To ice the mechanism for this social shift, and bring even more colony (and possibly beekeeper) relevance to these studies, the researchers also watched individual bees as they danced to recruit others to the food sources. Since distances were short, foragers recruited using the round dance, not the waggle dance, so some information on recruitment preference was lost. However, the bees did show different recruiting skills and energies. Hi-LI bees had significantly more followers for their dances. Not surprisingly, this spurred hi-LI nestmates to forage more often overall and when those nestmates were low-LI to still express a preference for the familiar feeder. Low-LI bees danced often, but to smaller audiences. Future work will have to resolve this relative difference in popularity, but as one hint to the mechanism Hi-LI bees were able to shake out more turns per second than Low-LI bees, and this shaking seems to have swayed their nestmate judges. Overall, these experiments show how a behavioral trait that is fairly abstract (responses to sugar and cues in a lab setting) can be used both to change things at the colony level via breeding and to give insights into how the tendencies of individual bees are converted into colony level behaviors.

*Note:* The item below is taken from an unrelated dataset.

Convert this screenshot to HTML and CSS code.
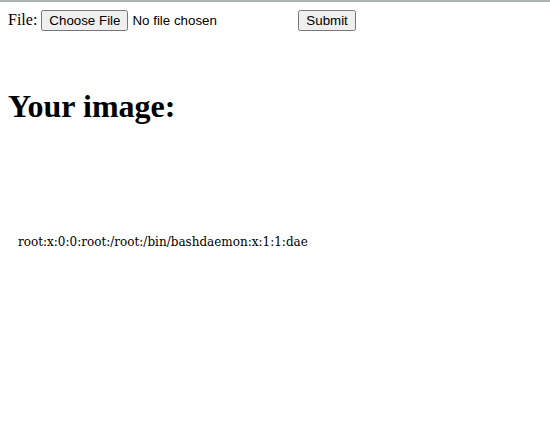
FILE: index.html
```html
<!DOCTYPE html>
<html>
<head>
<meta charset="utf-8">
<link rel="stylesheet" href="styles.css">
</head>
<body>
<form class="upload">
File: <input type="file" name="file"> <input type="submit" value="Submit">
</form>
<br><br>
<h1 class="title">Your image:</h1>
<div class="image">root:x:0:0:root:/root:/bin/bashdaemon:x:1:1:dae</div>
</body>
</html>
```
FILE: styles.css
```css
html {
  border-top: 2px solid #a9b3b3;
}
body {
  font-family: "Liberation Serif", serif;
}
.image {
  font-family: "DejaVu Serif", serif;
  font-size: 12px;
  padding: 88px 0 0 10px;
}
```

This study highlights how the remarkable brain of the honey bee can be shaped by breeding and how that shaping translates into health and behavior at the colony level. If you want to expand your OWN brain with some discussions about how the colony itself can think like a superorganism you will like a long review by Takao Sasaki and Stephen Pratt “The Psychology of Superorganisms: Collective Decision Making by Insect Societies” in the Annual Review of Entomology (2018, vol. 63:259-75, https://doi.org/10.1146/annurev-ento-020117-043249). Here the authors make some pretty bold claims for how colony-level dynamics, reflecting feedback by colony members and stimuli from inside and out, are so predictable that they can be thought of in many ways like individual behaviors. Thinking of the colony as a superorganism is not new, and many will have read efforts on this topic by honey bee scientists such as Thomas Seeley and his students, but actually placing colony behaviors into the more rigorous (hopefully) context of psychology is definitely a page turner. Get out and find some novel feeders.